*Problem description*.
Locate all lines with the word "components". Copy them.

*Data shown*.
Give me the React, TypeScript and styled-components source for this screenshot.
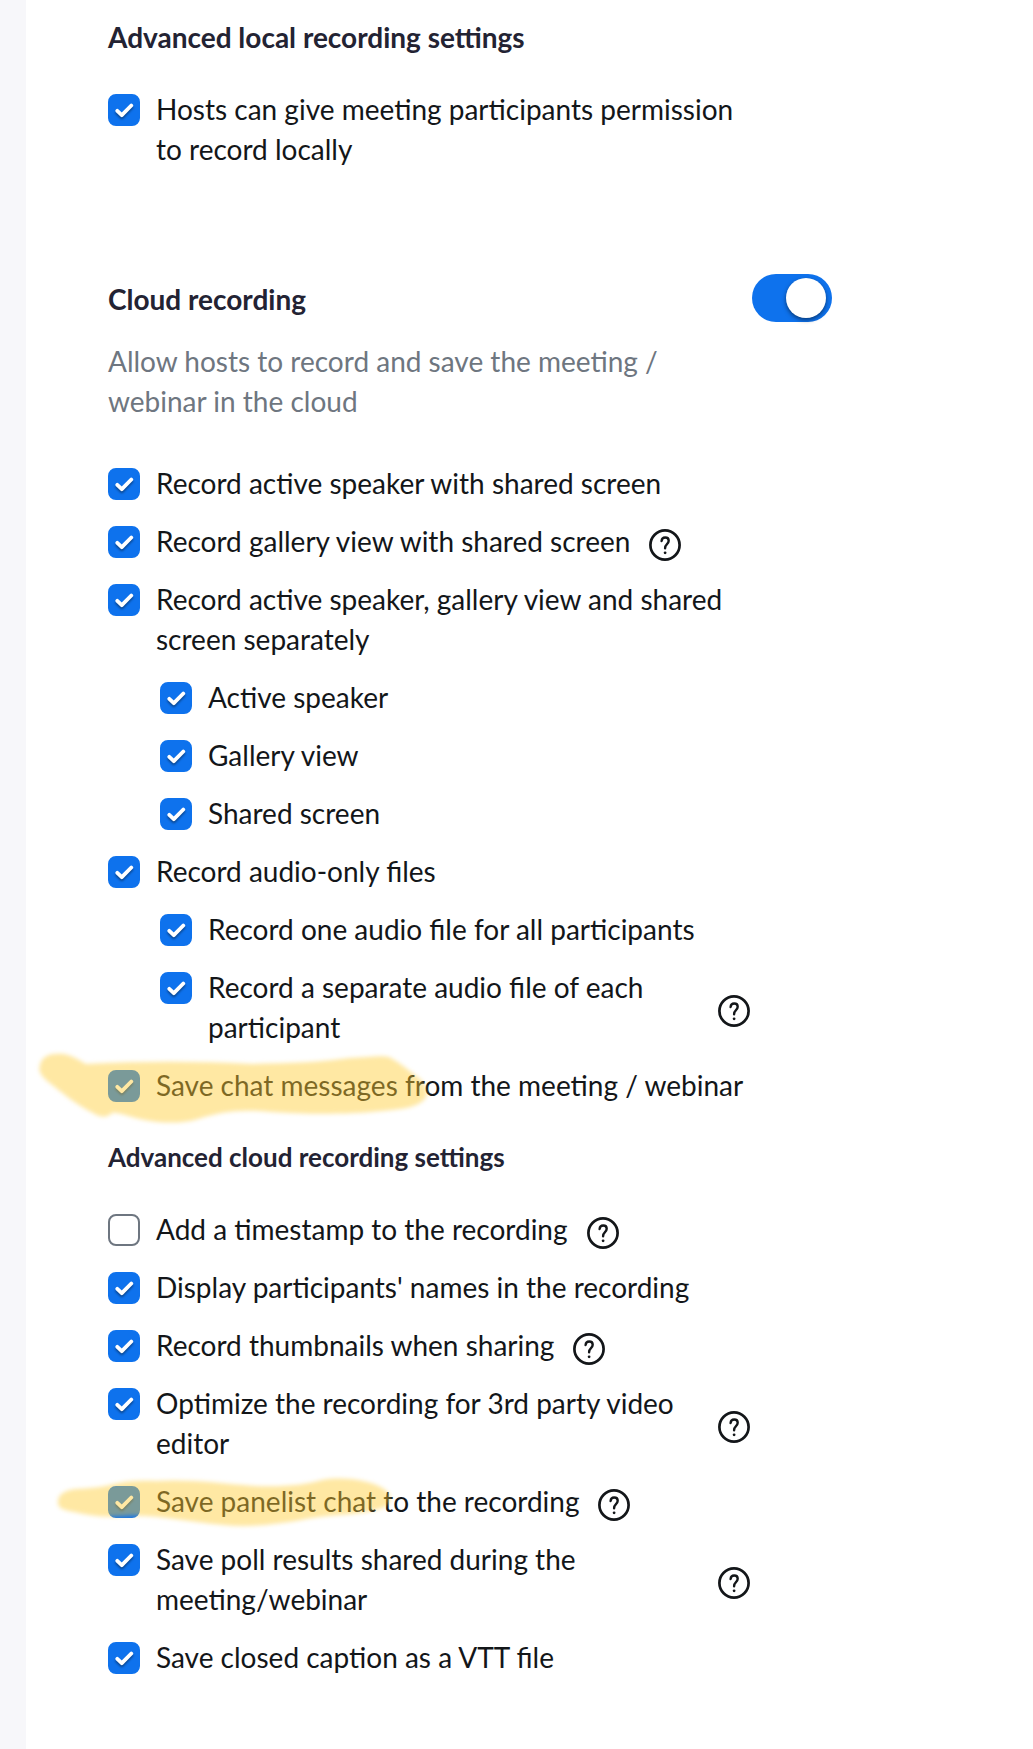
import React, { useId, useState } from "react";
import styled, { createGlobalStyle } from "styled-components";

const GlobalStyle = createGlobalStyle`
  *, *::before, *::after { box-sizing: border-box; }
  html, body, #root { margin: 0; min-height: 100%; }
  html { background: #ffffff; }
  body { font-family: Lato, "Open Sans", sans-serif; color: #131619; }
`;

const Page = styled.div`
  min-height: 100vh;
  border-left: 26px solid #f7f7fa;
  background: #ffffff;
`;

const Content = styled.main`
  max-width: 806px;
  padding: 17px 0 72px 82px;
`;

const Subheading = styled.h3<{ $compact?: boolean }>`
  margin: 0 0 32px;
  font-size: ${(p) => (p.$compact ? 26 : 28)}px;
  line-height: 40px;
  font-weight: 700;
  color: #232333;
`;

const Section = styled.section<{ $gap?: number }>`
  max-width: 642px;
  margin-top: ${(p) => p.$gap ?? 0}px;
`;

const SectionHeader = styled.header`
  display: flex;
  align-items: center;
  justify-content: space-between;
  margin: 105px 0 19px;
`;

const Title = styled.h2`
  margin: 0;
  padding-top: 2px;
  font-size: 28px;
  line-height: 40px;
  font-weight: 700;
  color: #232333;
`;

const Description = styled.p`
  max-width: 642px;
  margin: 0;
  font-size: 28px;
  line-height: 40px;
  color: #6e7680;
`;

const Switch = styled.input`
  appearance: none;
  flex: none;
  width: 80px;
  height: 48px;
  margin: 0;
  padding: 4px 6px;
  display: flex;
  border-radius: 24px;
  background: #909096;
  cursor: pointer;

  &::before {
    content: "";
    width: 40px;
    height: 40px;
    border-radius: 50%;
    background: #ffffff;
    box-shadow: 0 2px 4px rgba(0, 0, 0, 0.5);
  }

  &:checked {
    justify-content: flex-end;
    background: #0e72ed;
  }
`;

const List = styled.ul`
  display: flex;
  flex-direction: column;
  gap: 18px;
  margin: 0;
  padding: 0;
  list-style: none;
`;

const Row = styled.li<{ $nested?: boolean }>`
  position: relative;
  display: flex;
  align-items: center;
  gap: 19px;
  padding-left: ${(p) => (p.$nested ? 52 : 0)}px;
`;

const OptionLabel = styled.label`
  display: flex;
  align-items: flex-start;
  gap: 16px;
  min-width: 0;
  font-size: 28px;
  line-height: 40px;
  cursor: pointer;
`;

const BoxWrap = styled.span`
  display: grid;
  flex: none;
  padding-top: 5px;

  > * { grid-area: 1 / 1; }
`;

const Box = styled.input`
  appearance: none;
  width: 32px;
  height: 32px;
  margin: 0;
  border: 2px solid #6e7680;
  border-radius: 8px;
  background: #ffffff;
  cursor: pointer;

  &:checked {
    border-color: #0e72ed;
    background: #0e72ed;
  }
`;

const Check = styled.svg`
  width: 32px;
  height: 32px;
  pointer-events: none;
  filter: drop-shadow(0 2px 1px rgba(0, 0, 0, 0.4));
`;

const HelpButton = styled.button`
  flex: none;
  display: flex;
  width: 32px;
  height: 32px;
  margin: 8px 0 0;
  padding: 0;
  border: 0;
  background: none;
  color: #131619;
  cursor: pointer;
`;

const Marker = styled.svg`
  position: absolute;
  top: -16px;
  left: -76px;
  width: 420px;
  height: 80px;
  overflow: visible;
  pointer-events: none;
  filter: blur(2px);
`;

function HelpIcon() {
  return (
    <svg width="32" height="32" viewBox="0 0 32 32" fill="none" stroke="currentColor" aria-hidden="true">
      <circle cx="16" cy="16" r="14.6" strokeWidth="2.7" />
      <path d="M12.6 12c.2-2.3 1.5-3.5 3.6-3.5s3.5 1.3 3.5 3.2c0 1.7-.9 2.7-1.9 3.6-1.2 1.1-1.7 1.9-1.7 4" strokeWidth="2.4" strokeLinecap="round" />
      <circle cx="16.1" cy="23.8" r="1.4" fill="currentColor" stroke="none" />
    </svg>
  );
}

type OptionData = {
  text: string;
  checked?: boolean;
  nested?: boolean;
  help?: boolean;
  marker?: string;
};

function Option({ text, checked = true, nested, help, marker }: OptionData) {
  const id = useId();
  const [on, setOn] = useState(checked);
  return (
    <Row $nested={nested}>
      <OptionLabel htmlFor={id}>
        <BoxWrap>
          <Box id={id} type="checkbox" checked={on} onChange={(e) => setOn(e.target.checked)} />
          {on && (
            <Check viewBox="0 0 32 32" fill="none" aria-hidden="true">
              <path d="M9.3 16.8l4.5 4.4 9.5-9.7" stroke="#fff" strokeWidth="3.8" strokeLinecap="round" strokeLinejoin="round" />
            </Check>
          )}
        </BoxWrap>
        <span>{text}</span>
      </OptionLabel>
      {help && (
        <HelpButton type="button" aria-label={`Help: ${text}`}>
          <HelpIcon />
        </HelpButton>
      )}
      {marker && (
        <Marker viewBox="0 0 420 80" aria-hidden="true">
          <path d={marker} fill="#ffcc32" fillOpacity="0.45" />
        </Marker>
      )}
    </Row>
  );
}

const chatMarker =
  "M8 16C10 6 20 4 32 5C42 7 48 12 54 15C110 12 165 12 220 15C260 14 290 13 318 9C336 8 350 6 357 8C369 14 378 23 387 29C394 36 397 45 393 50C384 59 370 60 350 62C320 65 280 66 240 63C210 60 190 62 166 70C146 76 120 74 100 68C92 66 84 63 80 64C75 69 69 69 61 64C42 55 26 40 14 31C9 26 6 22 8 16Z";

const panelistMarker =
  "M26 38C25 29 34 25 44 24C58 23 66 23 78 20C92 16 106 15 124 16C156 14 186 18 222 21C254 22 272 20 290 15C314 11 340 16 352 24C361 31 361 38 350 43C330 50 304 49 280 53C254 58 222 63 192 60C158 57 122 49 94 51C74 53 60 51 42 47C31 45 26 43 26 38Z";

const cloudOptions: OptionData[] = [
  { text: "Record active speaker with shared screen" },
  { text: "Record gallery view with shared screen", help: true },
  { text: "Record active speaker, gallery view and shared screen separately" },
  { text: "Active speaker", nested: true },
  { text: "Gallery view", nested: true },
  { text: "Shared screen", nested: true },
  { text: "Record audio-only files" },
  { text: "Record one audio file for all participants", nested: true },
  { text: "Record a separate audio file of each participant", nested: true, help: true },
  { text: "Save chat messages from the meeting / webinar", marker: chatMarker },
];

const advancedOptions: OptionData[] = [
  { text: "Add a timestamp to the recording", checked: false, help: true },
  { text: "Display participants' names in the recording" },
  { text: "Record thumbnails when sharing", help: true },
  { text: "Optimize the recording for 3rd party video editor", help: true },
  { text: "Save panelist chat to the recording", help: true, marker: panelistMarker },
  { text: "Save poll results shared during the meeting/webinar", help: true },
  { text: "Save closed caption as a VTT file" },
];

function OptionList({ options }: { options: OptionData[] }) {
  return (
    <List>
      {options.map((o) => (
        <Option key={o.text} {...o} />
      ))}
    </List>
  );
}

export default function App() {
  const [cloud, setCloud] = useState(true);
  return (
    <Page>
      <GlobalStyle />
      <Content>
        <Section>
          <Subheading>Advanced local recording settings</Subheading>
          <OptionList options={[{ text: "Hosts can give meeting participants permission to record locally" }]} />
        </Section>
        <SectionHeader>
          <Title>
            <label htmlFor="cloud-recording">Cloud recording</label>
          </Title>
          <Switch
            id="cloud-recording"
            type="checkbox"
            role="switch"
            checked={cloud}
            onChange={(e) => setCloud(e.target.checked)}
          />
        </SectionHeader>
        <Description>Allow hosts to record and save the meeting / webinar in the cloud</Description>
        <Section $gap={42}>
          <OptionList options={cloudOptions} />
        </Section>
        <Section $gap={32}>
          <Subheading $compact>Advanced cloud recording settings</Subheading>
          <OptionList options={advancedOptions} />
        </Section>
      </Content>
    </Page>
  );
}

*Solution to the exercise*.
Give me the React, TypeScript and styled-components source for this screenshot.
import styled, { createGlobalStyle } from "styled-components";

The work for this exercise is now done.